------ Data provided

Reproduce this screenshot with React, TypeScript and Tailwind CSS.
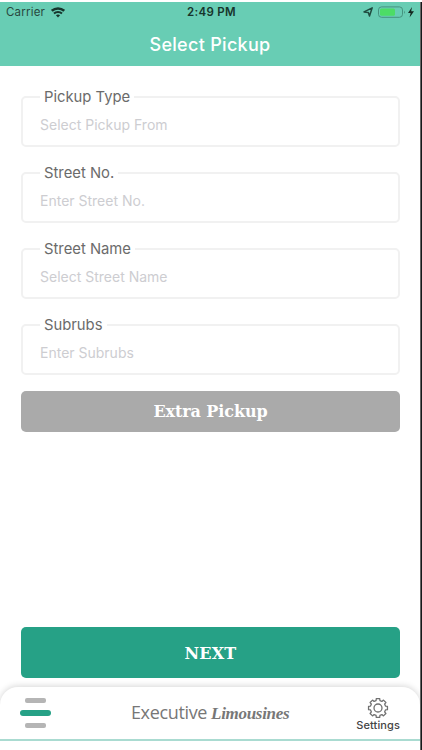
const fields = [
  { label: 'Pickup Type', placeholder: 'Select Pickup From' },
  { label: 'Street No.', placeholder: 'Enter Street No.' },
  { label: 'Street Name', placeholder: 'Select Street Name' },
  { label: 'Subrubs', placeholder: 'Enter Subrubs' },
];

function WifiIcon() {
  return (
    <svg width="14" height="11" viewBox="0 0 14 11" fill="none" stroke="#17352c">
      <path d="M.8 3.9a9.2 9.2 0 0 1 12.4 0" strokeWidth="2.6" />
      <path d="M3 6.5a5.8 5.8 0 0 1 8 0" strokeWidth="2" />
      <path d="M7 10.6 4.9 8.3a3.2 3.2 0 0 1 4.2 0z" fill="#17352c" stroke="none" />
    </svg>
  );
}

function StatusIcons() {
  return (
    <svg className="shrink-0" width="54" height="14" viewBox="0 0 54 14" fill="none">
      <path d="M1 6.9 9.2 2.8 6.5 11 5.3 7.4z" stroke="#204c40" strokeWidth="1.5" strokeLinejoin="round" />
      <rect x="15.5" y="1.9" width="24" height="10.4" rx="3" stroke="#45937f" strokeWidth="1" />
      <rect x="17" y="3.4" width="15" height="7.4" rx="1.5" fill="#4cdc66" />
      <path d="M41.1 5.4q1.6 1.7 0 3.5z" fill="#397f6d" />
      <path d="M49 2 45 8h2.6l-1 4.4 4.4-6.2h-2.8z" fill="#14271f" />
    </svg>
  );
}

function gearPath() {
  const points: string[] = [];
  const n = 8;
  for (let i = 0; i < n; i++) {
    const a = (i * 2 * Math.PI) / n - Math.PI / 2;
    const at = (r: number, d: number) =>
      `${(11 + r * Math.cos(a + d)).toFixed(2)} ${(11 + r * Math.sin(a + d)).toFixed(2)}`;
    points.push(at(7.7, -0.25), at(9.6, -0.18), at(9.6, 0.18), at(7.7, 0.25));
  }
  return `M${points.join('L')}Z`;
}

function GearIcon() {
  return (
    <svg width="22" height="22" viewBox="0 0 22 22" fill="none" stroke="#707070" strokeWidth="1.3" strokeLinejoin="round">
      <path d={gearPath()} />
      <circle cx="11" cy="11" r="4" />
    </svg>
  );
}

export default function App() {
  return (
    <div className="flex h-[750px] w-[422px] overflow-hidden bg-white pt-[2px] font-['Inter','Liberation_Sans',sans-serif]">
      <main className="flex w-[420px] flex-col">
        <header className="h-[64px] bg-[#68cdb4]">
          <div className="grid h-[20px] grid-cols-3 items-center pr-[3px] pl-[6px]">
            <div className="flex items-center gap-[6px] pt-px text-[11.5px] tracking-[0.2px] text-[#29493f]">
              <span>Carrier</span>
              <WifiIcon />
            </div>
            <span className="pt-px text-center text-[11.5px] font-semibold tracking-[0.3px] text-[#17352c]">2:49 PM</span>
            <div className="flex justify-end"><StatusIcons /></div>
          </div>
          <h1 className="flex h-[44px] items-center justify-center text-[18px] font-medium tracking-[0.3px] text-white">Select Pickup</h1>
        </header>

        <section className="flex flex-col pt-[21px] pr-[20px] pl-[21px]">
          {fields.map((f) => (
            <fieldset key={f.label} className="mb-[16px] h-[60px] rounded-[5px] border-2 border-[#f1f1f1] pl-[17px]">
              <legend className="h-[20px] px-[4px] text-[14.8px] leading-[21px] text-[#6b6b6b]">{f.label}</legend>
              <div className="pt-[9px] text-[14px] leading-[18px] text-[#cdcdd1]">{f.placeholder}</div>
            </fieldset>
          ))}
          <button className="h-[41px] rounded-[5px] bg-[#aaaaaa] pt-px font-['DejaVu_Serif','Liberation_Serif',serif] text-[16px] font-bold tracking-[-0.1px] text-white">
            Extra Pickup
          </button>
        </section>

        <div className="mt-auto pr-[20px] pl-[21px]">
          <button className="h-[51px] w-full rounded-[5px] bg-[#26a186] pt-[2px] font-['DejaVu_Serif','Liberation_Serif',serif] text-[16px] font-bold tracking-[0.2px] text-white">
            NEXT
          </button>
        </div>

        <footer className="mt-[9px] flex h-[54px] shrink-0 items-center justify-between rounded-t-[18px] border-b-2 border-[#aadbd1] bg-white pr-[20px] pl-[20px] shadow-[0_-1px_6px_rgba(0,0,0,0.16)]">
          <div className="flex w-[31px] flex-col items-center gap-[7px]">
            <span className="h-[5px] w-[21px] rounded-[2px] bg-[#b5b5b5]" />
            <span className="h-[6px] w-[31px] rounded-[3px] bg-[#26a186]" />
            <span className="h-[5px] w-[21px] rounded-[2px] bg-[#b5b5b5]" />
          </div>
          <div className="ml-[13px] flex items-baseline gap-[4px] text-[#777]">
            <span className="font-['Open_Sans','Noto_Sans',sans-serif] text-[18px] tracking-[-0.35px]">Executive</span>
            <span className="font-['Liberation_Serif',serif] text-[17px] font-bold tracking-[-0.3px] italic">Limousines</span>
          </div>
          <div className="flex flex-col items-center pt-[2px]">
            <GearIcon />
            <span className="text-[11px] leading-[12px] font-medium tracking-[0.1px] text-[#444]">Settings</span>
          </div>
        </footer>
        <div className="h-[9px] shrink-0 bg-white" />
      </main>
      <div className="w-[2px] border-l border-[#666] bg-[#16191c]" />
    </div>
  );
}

------------

*What this task involves:* Reproduce each line exactly, please, except for any pictures.

*Exercise output:*
Reproduce this screenshot with React, TypeScript and Tailwind CSS.
const fields = [
  { label: 'Pickup Type', placeholder: 'Select Pickup From' },
  { label: 'Street No.', placeholder: 'Enter Street No.' },
  { label: 'Street Name', placeholder: 'Select Street Name' },
  { label: 'Subrubs', placeholder: 'Enter Subrubs' },
];

function WifiIcon() {
  return (
    <svg width="14" height="11" viewBox="0 0 14 11" fill="none" stroke="#17352c">
      <path d="M.8 3.9a9.2 9.2 0 0 1 12.4 0" strokeWidth="2.6" />
      <path d="M3 6.5a5.8 5.8 0 0 1 8 0" strokeWidth="2" />
      <path d="M7 10.6 4.9 8.3a3.2 3.2 0 0 1 4.2 0z" fill="#17352c" stroke="none" />
    </svg>
  );
}

function StatusIcons() {
  return (
    <svg className="shrink-0" width="54" height="14" viewBox="0 0 54 14" fill="none">
      <path d="M1 6.9 9.2 2.8 6.5 11 5.3 7.4z" stroke="#204c40" strokeWidth="1.5" strokeLinejoin="round" />
      <rect x="15.5" y="1.9" width="24" height="10.4" rx="3" stroke="#45937f" strokeWidth="1" />
      <rect x="17" y="3.4" width="15" height="7.4" rx="1.5" fill="#4cdc66" />
      <path d="M41.1 5.4q1.6 1.7 0 3.5z" fill="#397f6d" />
      <path d="M49 2 45 8h2.6l-1 4.4 4.4-6.2h-2.8z" fill="#14271f" />
    </svg>
  );
}

function gearPath() {
  const points: string[] = [];
  const n = 8;
  for (let i = 0; i < n; i++) {
    const a = (i * 2 * Math.PI) / n - Math.PI / 2;
    const at = (r: number, d: number) =>
      `${(11 + r * Math.cos(a + d)).toFixed(2)} ${(11 + r * Math.sin(a + d)).toFixed(2)}`;
    points.push(at(7.7, -0.25), at(9.6, -0.18), at(9.6, 0.18), at(7.7, 0.25));
  }
  return `M${points.join('L')}Z`;
}

function GearIcon() {
  return (
    <svg width="22" height="22" viewBox="0 0 22 22" fill="none" stroke="#707070" strokeWidth="1.3" strokeLinejoin="round">
      <path d={gearPath()} />
      <circle cx="11" cy="11" r="4" />
    </svg>
  );
}

export default function App() {
  return (
    <div className="flex h-[750px] w-[422px] overflow-hidden bg-white pt-[2px] font-['Inter','Liberation_Sans',sans-serif]">
      <main className="flex w-[420px] flex-col">
        <header className="h-[64px] bg-[#68cdb4]">
          <div className="grid h-[20px] grid-cols-3 items-center pr-[3px] pl-[6px]">
            <div className="flex items-center gap-[6px] pt-px text-[11.5px] tracking-[0.2px] text-[#29493f]">
              <span>Carrier</span>
              <WifiIcon />
            </div>
            <span className="pt-px text-center text-[11.5px] font-semibold tracking-[0.3px] text-[#17352c]">2:49 PM</span>
            <div className="flex justify-end"><StatusIcons /></div>
          </div>
          <h1 className="flex h-[44px] items-center justify-center text-[18px] font-medium tracking-[0.3px] text-white">Select Pickup</h1>
        </header>

        <section className="flex flex-col pt-[21px] pr-[20px] pl-[21px]">
          {fields.map((f) => (
            <fieldset key={f.label} className="mb-[16px] h-[60px] rounded-[5px] border-2 border-[#f1f1f1] pl-[17px]">
              <legend className="h-[20px] px-[4px] text-[14.8px] leading-[21px] text-[#6b6b6b]">{f.label}</legend>
              <div className="pt-[9px] text-[14px] leading-[18px] text-[#cdcdd1]">{f.placeholder}</div>
            </fieldset>
          ))}
          <button className="h-[41px] rounded-[5px] bg-[#aaaaaa] pt-px font-['DejaVu_Serif','Liberation_Serif',serif] text-[16px] font-bold tracking-[-0.1px] text-white">
            Extra Pickup
          </button>
        </section>

        <div className="mt-auto pr-[20px] pl-[21px]">
          <button className="h-[51px] w-full rounded-[5px] bg-[#26a186] pt-[2px] font-['DejaVu_Serif','Liberation_Serif',serif] text-[16px] font-bold tracking-[0.2px] text-white">
            NEXT
          </button>
        </div>

        <footer className="mt-[9px] flex h-[54px] shrink-0 items-center justify-between rounded-t-[18px] border-b-2 border-[#aadbd1] bg-white pr-[20px] pl-[20px] shadow-[0_-1px_6px_rgba(0,0,0,0.16)]">
          <div className="flex w-[31px] flex-col items-center gap-[7px]">
            <span className="h-[5px] w-[21px] rounded-[2px] bg-[#b5b5b5]" />
            <span className="h-[6px] w-[31px] rounded-[3px] bg-[#26a186]" />
            <span className="h-[5px] w-[21px] rounded-[2px] bg-[#b5b5b5]" />
          </div>
          <div className="ml-[13px] flex items-baseline gap-[4px] text-[#777]">
            <span className="font-['Open_Sans','Noto_Sans',sans-serif] text-[18px] tracking-[-0.35px]">Executive</span>
            <span className="font-['Liberation_Serif',serif] text-[17px] font-bold tracking-[-0.3px] italic">Limousines</span>
          </div>
          <div className="flex flex-col items-center pt-[2px]">
            <GearIcon />
            <span className="text-[11px] leading-[12px] font-medium tracking-[0.1px] text-[#444]">Settings</span>
          </div>
        </footer>
        <div className="h-[9px] shrink-0 bg-white" />
      </main>
      <div className="w-[2px] border-l border-[#666] bg-[#16191c]" />
    </div>
  );
}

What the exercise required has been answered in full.